One of the most persistent misconceptions about military divorce is that it works the same way as a civilian divorce, just with a few extra forms to file. That assumption can cost a servicemember or their spouse tens of thousands of dollars in retirement benefits, survivor protection, and healthcare coverage. Tallahassee military divorce cases involve a distinct layer of federal law that operates alongside Florida’s divorce statutes, and failing to account for both simultaneously can result in agreements that look complete on paper but leave critical protections unclaimed or permanently waived. At Zelman Law, attorney Joshua Zelman brings over 20 years of legal experience and a commitment to precise, thorough representation to every client who walks through the door.

Why Military Divorce Is Governed by Two Separate Legal Systems

Florida handles the dissolution of marriage itself, including property division, alimony, and parenting plans. But when one spouse is an active-duty servicemember or military retiree, federal statutes step in and control how certain assets can be divided. The Uniformed Services Former Spouses’ Protection Act, commonly known as USFSPA, governs whether and how a military retirement pension can be treated as marital property. Florida courts can divide that pension, but the mechanics of enforcing the division, including the direct payment system through the Defense Finance and Accounting Service, are entirely federal in structure.

This creates a situation where a divorce decree finalized in Leon County can be legally valid under Florida law yet completely unenforceable against the military pay system if it was drafted without meeting USFSPA’s specific requirements. A court order that does not correctly identify the servicemember’s branch, the relevant retirement system, and the precise formula for calculating the former spouse’s share will be rejected by DFAS. The practical consequence is that the non-military spouse ends up chasing payments that should have been automatic. Getting the language right the first time is not a procedural nicety. It is the difference between receiving what you were awarded and receiving nothing.

Federal law also creates a coverage threshold that many divorcing couples never know about. Under USFSPA, a former spouse is only eligible for direct payment of retirement benefits through DFAS if the marriage overlapped with at least ten years of creditable military service.
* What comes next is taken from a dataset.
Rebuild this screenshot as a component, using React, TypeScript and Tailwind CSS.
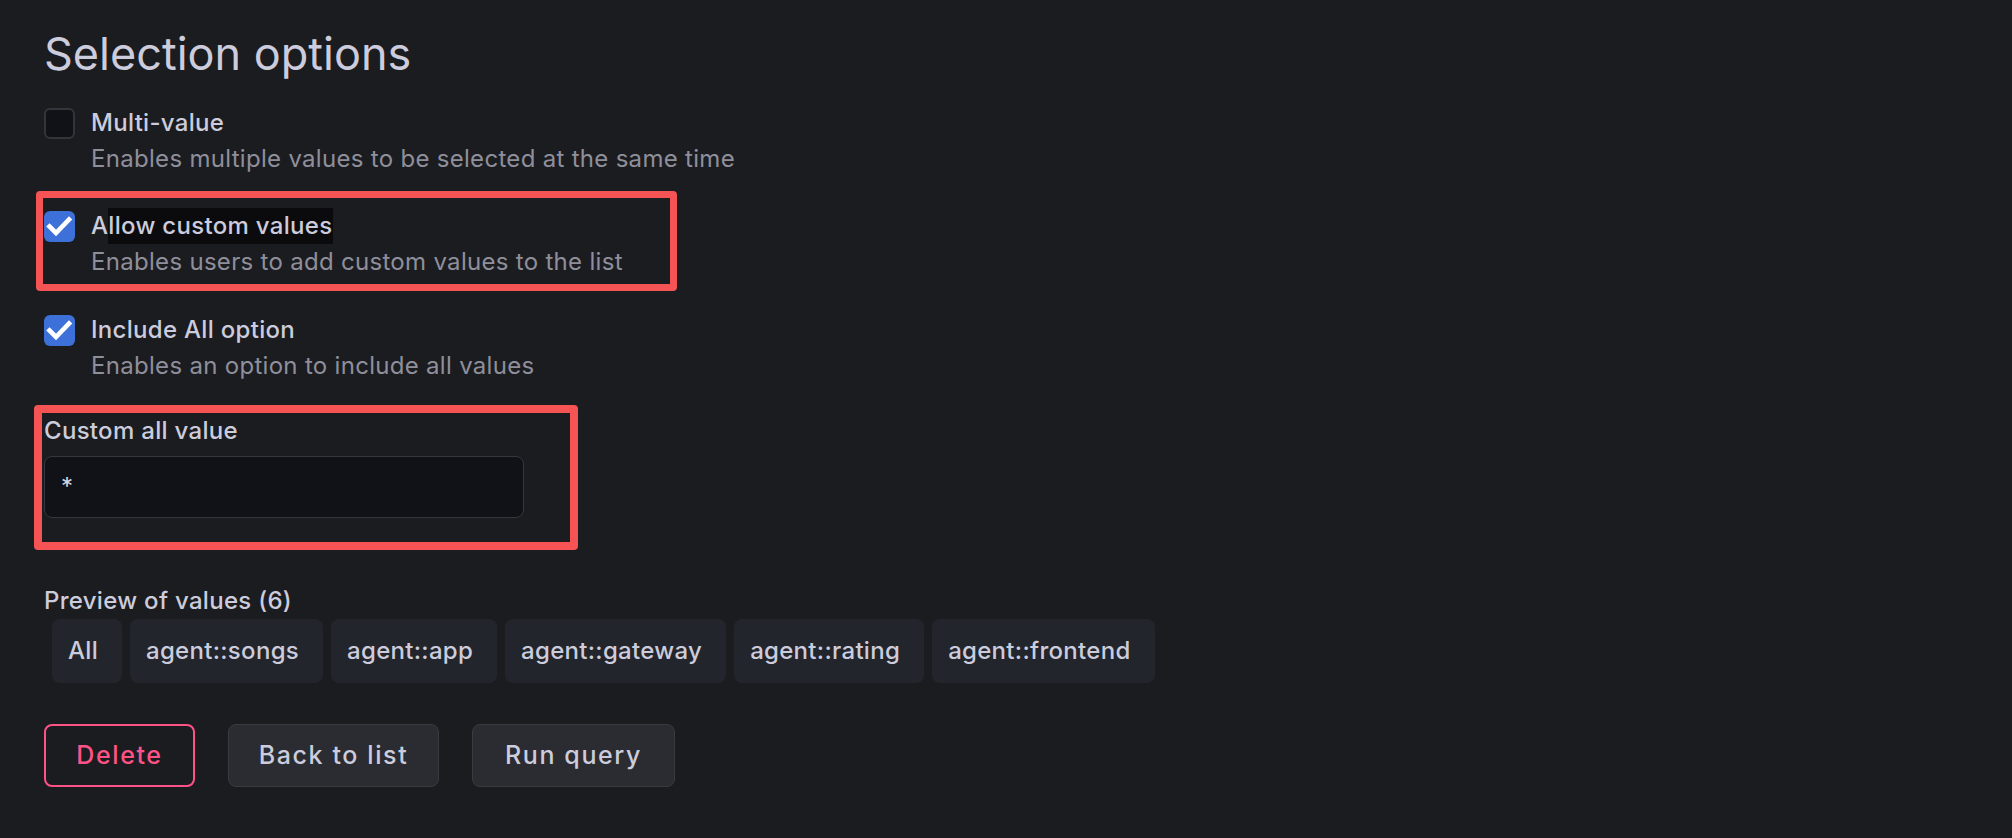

Marriages that fall below that threshold can still divide the pension, but the non-military spouse must collect directly from the servicemember rather than from DFAS, which introduces enforcement complications that should be addressed proactively in the divorce agreement itself.

How the Survivor Benefit Plan Intersects With Divorce Proceedings

Perhaps the most overlooked issue in military divorce is the Survivor Benefit Plan, or SBP. This program provides a monthly annuity to a designated beneficiary after a retired servicemember dies. During a marriage, a spouse is automatically designated as the beneficiary. When a divorce occurs, that automatic designation disappears unless specific steps are taken to preserve it, and those steps must happen within one year of the divorce being finalized.
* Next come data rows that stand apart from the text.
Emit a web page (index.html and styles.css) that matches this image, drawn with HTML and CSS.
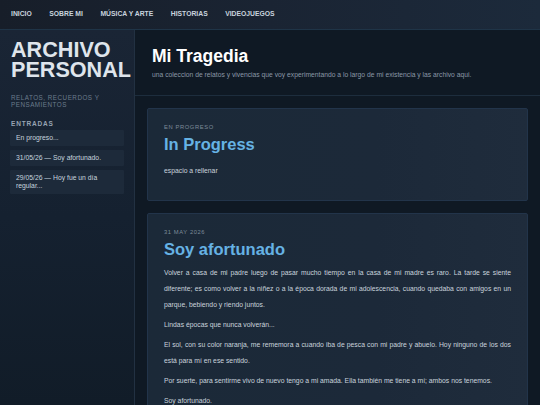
FILE: index.html
```html
<!DOCTYPE html>
<html lang="es">
<head>
<meta charset="utf-8">
<title>Archivo Personal</title>
<link rel="stylesheet" href="styles.css">
</head>
<body>
<nav class="topnav">
  <a href="#">Inicio</a>
  <a href="#">Sobre mi</a>
  <a href="#">Música y Arte</a>
  <a href="#">Historias</a>
  <a href="#">Videojuegos</a>
</nav>
<div class="layout">
  <aside class="sidebar">
    <h1 class="site-title">ARCHIVO PERSONAL</h1>
    <p class="site-sub">Relatos, recuerdos y pensamientos</p>
    <h2 class="side-head">Entradas</h2>
    <ul class="entries">
      <li>En progreso...</li>
      <li>31/05/26 — Soy afortunado.</li>
      <li>29/05/26 — Hoy fue un día regular...</li>
    </ul>
  </aside>
  <main class="main">
    <header class="main-head">
      <h1 class="main-title">Mi Tragedia</h1>
      <p class="main-sub">una coleccion de relatos y vivencias que voy experimentando a lo largo de mi existencia y las archivo aqui.</p>
    </header>
    <div class="posts">
      <article class="card card-draft">
        <div class="meta">En progreso</div>
        <h2 class="post-title">In Progress</h2>
        <p>espacio a rellenar</p>
      </article>
      <article class="card">
        <div class="meta">31 May 2026</div>
        <h2 class="post-title">Soy afortunado</h2>
        <p>Volver a casa de mi padre luego de pasar mucho tiempo en la casa de mi madre es raro. La tarde se siente diferente; es como volver a la niñez o a la época dorada de mi adolescencia, cuando quedaba con amigos en un parque, bebiendo y riendo juntos.</p>
        <p>Lindas épocas que nunca volverán...</p>
        <p>El sol, con su color naranja, me rememora a cuando iba de pesca con mi padre y abuelo. Hoy ninguno de los dos está para mí en ese sentido.</p>
        <p>Por suerte, para sentirme vivo de nuevo tengo a mi amada. Ella también me tiene a mí; ambos nos tenemos.</p>
        <p>Soy afortunado.</p>
      </article>
    </div>
  </main>
</div>
</body>
</html>
```

FILE: styles.css
```css
* { box-sizing: border-box; }
html, body {
  margin: 0;
  padding: 0;
  height: 100%;
  overflow: hidden;
}
body {
  background: #0f1924;
  font-family: "Liberation Sans", Arial, sans-serif;
  color: #c6d4df;
}
.topnav {
  height: 30px;
  display: flex;
  align-items: center;
  gap: 17.5px;
  padding: 0 11px;
  background: linear-gradient(90deg, #171e29 0%, #1a2433 50%, #1c2a3b 100%);
  border-bottom: 1px solid #1f3447;
}
.topnav a {
  color: #c8d3de;
  text-decoration: none;
  text-transform: uppercase;
  font-weight: bold;
  font-size: 6.8px;
  margin-top: -2px;
}
.layout {
  display: flex;
  height: calc(100% - 30px);
}
.sidebar {
  width: 135px;
  flex: none;
  background: linear-gradient(180deg, #1a2535 0%, #152130 50%, #111c28 100%);
  border-right: 1px solid #223142;
  padding: 10px 10px 0 11px;
}
.site-title {
  margin: 0;
  font-size: 21.6px;
  line-height: 20px;
  font-weight: bold;
  color: #dfe5ec;
  letter-spacing: 0;
}
.site-sub {
  margin: 14px 0 0;
  font-size: 6.3px;
  line-height: 7px;
  text-transform: uppercase;
  letter-spacing: 0.5px;
  color: #6a7b8c;
}
.side-head {
  margin: 12px 0 0;
  font-size: 6.5px;
  line-height: 8px;
  text-transform: uppercase;
  letter-spacing: 0.8px;
  font-weight: bold;
  color: #97a4b2;
}
.entries {
  list-style: none;
  margin: 2px 0 0 -1px;
  padding: 0;
  display: flex;
  flex-direction: column;
  gap: 4px;
  width: 114px;
}
.entries li {
  background: #1d2a3a;
  border-radius: 1px;
  padding: 4px 6px;
  font-size: 6.8px;
  line-height: 8px;
  color: #c6d4df;
}
.main {
  flex: 1;
  min-width: 0;
}
.main-head {
  padding: 16px 17px 0;
  height: 66px;
  border-bottom: 1px solid #1d2d3d;
}
.main-title {
  margin: 0;
  font-size: 17.5px;
  line-height: 20px;
  font-weight: bold;
  color: #ffffff;
}
.main-sub {
  margin: 5px 0 0;
  font-size: 6.75px;
  line-height: 8px;
  color: #8a98a6;
}
.posts {
  padding: 12px 12px 0;
  display: flex;
  flex-direction: column;
  gap: 12px;
}
.card {
  background: linear-gradient(90deg, #1b2938 0%, #1c2939 60%, #1f2c3c 100%);
  border: 1px solid #22344a;
  border-radius: 2px;
  padding: 15px 16px 22px;
}
.card-draft {
  padding-bottom: 21px;
}
.meta {
  font-size: 5.8px;
  line-height: 7px;
  text-transform: uppercase;
  letter-spacing: 0.6px;
  color: #7d8b99;
}
.post-title {
  margin: 3px 0 0;
  font-size: 16.5px;
  line-height: 20px;
  font-weight: bold;
  color: #66b2e4;
}
.card p {
  margin: 0;
  font-size: 6.8px;
  line-height: 16px;
  text-align: justify;
  color: #c9d3dd;
}
.post-title + p {
  margin-top: 6px;
}
.card-draft .post-title + p {
  margin-top: 9px;
}
.card p + p {
  margin-top: 4px;
}
```
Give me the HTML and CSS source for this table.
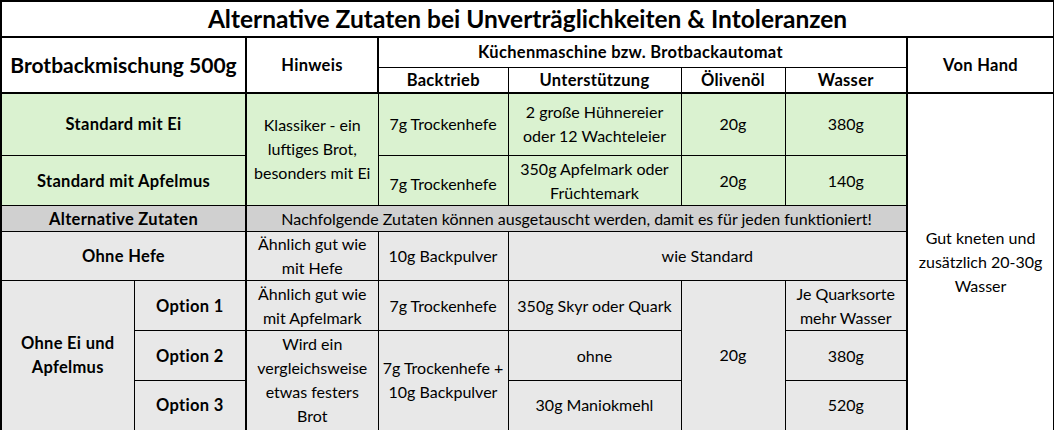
FILE: index.html
```html
<!DOCTYPE html>
<html lang="de">
<head>
<meta charset="utf-8">
<title>Alternative Zutaten</title>
<link rel="stylesheet" href="styles.css">
</head>
<body>
<table class="sheet">
  <colgroup>
    <col class="c-a"><col class="c-b"><col class="c-c"><col class="c-d">
    <col class="c-e"><col class="c-f"><col class="c-g"><col class="c-h">
  </colgroup>
  <tr class="r-title">
    <th colspan="8" class="title">Alternative Zutaten bei Unverträglichkeiten &amp; Intoleranzen</th>
  </tr>
  <tr class="r-h1">
    <th colspan="2" rowspan="2" class="hd box big">Brotbackmischung 500g</th>
    <th rowspan="2" class="hd box">Hinweis</th>
    <th colspan="4" class="hd group">Küchenmaschine bzw. Brotbackautomat</th>
    <th rowspan="2" class="hd box">Von Hand</th>
  </tr>
  <tr class="r-h2">
    <th class="hd sub first">Backtrieb</th>
    <th class="hd sub">Unterstützung</th>
    <th class="hd sub">Ölivenöl</th>
    <th class="hd sub last">Wasser</th>
  </tr>
  <tr class="r-std1 green">
    <th colspan="2" class="lbl sep">Standard mit Ei</th>
    <td rowspan="2">Klassiker - ein<br>luftiges Brot,<br>besonders mit Ei</td>
    <td>7g Trockenhefe</td>
    <td>2 große Hühnereier<br>oder 12 Wachteleier</td>
    <td>20g</td>
    <td>380g</td>
    <td rowspan="7" class="hand">Gut kneten und<br>zusätzlich 20-30g<br>Wasser</td>
  </tr>
  <tr class="r-std2 green">
    <th colspan="2" class="lbl sep">Standard mit Apfelmus</th>
    <td class="low">7g Trockenhefe</td>
    <td>350g Apfelmark oder<br>Früchtemark</td>
    <td>20g</td>
    <td>140g</td>
  </tr>
  <tr class="r-alt alt">
    <th colspan="2" class="lbl sep">Alternative Zutaten</th>
    <td colspan="5">Nachfolgende Zutaten können ausgetauscht werden, damit es für jeden funktioniert!</td>
  </tr>
  <tr class="r-hefe light">
    <th colspan="2" class="lbl sep">Ohne Hefe</th>
    <td>Ähnlich gut wie<br>mit Hefe</td>
    <td>10g Backpulver</td>
    <td colspan="3">wie Standard</td>
  </tr>
  <tr class="r-opt light">
    <th rowspan="3" class="lbl">Ohne Ei und<br>Apfelmus</th>
    <th class="lbl sep">Option 1</th>
    <td>Ähnlich gut wie<br>mit Apfelmark</td>
    <td>7g Trockenhefe</td>
    <td>350g Skyr oder Quark</td>
    <td rowspan="3">20g</td>
    <td>Je Quarksorte<br>mehr Wasser</td>
  </tr>
  <tr class="r-opt light">
    <th class="lbl sep">Option 2</th>
    <td rowspan="2">Wird ein<br>vergleichsweise<br>etwas festers<br>Brot</td>
    <td rowspan="2">7g Trockenhefe +<br>10g Backpulver</td>
    <td>ohne</td>
    <td>380g</td>
  </tr>
  <tr class="r-opt light">
    <th class="lbl sep">Option 3</th>
    <td>30g Maniokmehl</td>
    <td>520g</td>
  </tr>
</table>
</body>
</html>
```

FILE: styles.css
```css
html, body {
  margin: 0;
  padding: 0;
  background: #ffffff;
}

.sheet {
  border-collapse: collapse;
  table-layout: fixed;
  width: 1054px;
  border: 2px solid #000;
  font-family: Lato, "Liberation Sans", sans-serif;
  color: #000;
}

.c-a { width: 133px; }
.c-b { width: 112px; }
.c-c { width: 132px; }
.c-d { width: 130px; }
.c-e { width: 173px; }
.c-f { width: 104px; }
.c-g { width: 122px; }
.c-h { width: 147px; }

.sheet th,
.sheet td {
  border: 1px solid #000;
  padding: 0 2px;
  text-align: center;
  vertical-align: middle;
  font-size: 16px;
  line-height: 24px;
  font-weight: 400;
  white-space: nowrap;
}

.sheet th.lbl,
.sheet th.hd {
  font-weight: 700;
  font-size: 16.5px;
  letter-spacing: 0.3px;
}

.r-title { height: 36px; }
.r-h1 { height: 30px; }
.r-h2 { height: 25px; }
.r-std1 { height: 63px; }
.r-std2 { height: 50px; }
.r-alt { height: 26px; }
.r-hefe { height: 48px; }
.r-opt { height: 50px; }

.sheet th.title {
  font-size: 24.5px;
  font-weight: 700;
  border-bottom: 2px solid #000;
}

.sheet th.box {
  border: 2px solid #000;
}

.sheet th.big {
  font-size: 21px;
  letter-spacing: 0;
}

.sheet th.group {
  border: 2px solid #000;
  border-bottom: 1px solid #000;
  padding-right: 26px;
}

.sheet th.sub {
  border-bottom: 2px solid #000;
}

.sheet th.first {
  border-left: 2px solid #000;
}

.sheet th.last {
  border-right: 2px solid #000;
}

.sheet .sep {
  border-right: 2px solid #000;
}

.sheet td.hand {
  border-left: 2px solid #000;
  background: #ffffff;
}

.sheet td.low {
  padding-top: 6px;
}

.green th, .green td { background: #daf2d0; }
.alt th, .alt td { background: #d0d0d0; }
.light th, .light td { background: #e8e8e8; }
```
Missing that one-year window is permanent. There is no petition, no court order, and no amount of negotiation that reopens SBP coverage for a former spouse after the deadline passes. For a spouse who has been out of the workforce for years or who is significantly older than the servicemember, losing SBP coverage is a financial catastrophe that may not become apparent until decades later when the servicemember dies. A thorough military divorce attorney will address SBP coverage as a non-negotiable element of the settlement, not an afterthought.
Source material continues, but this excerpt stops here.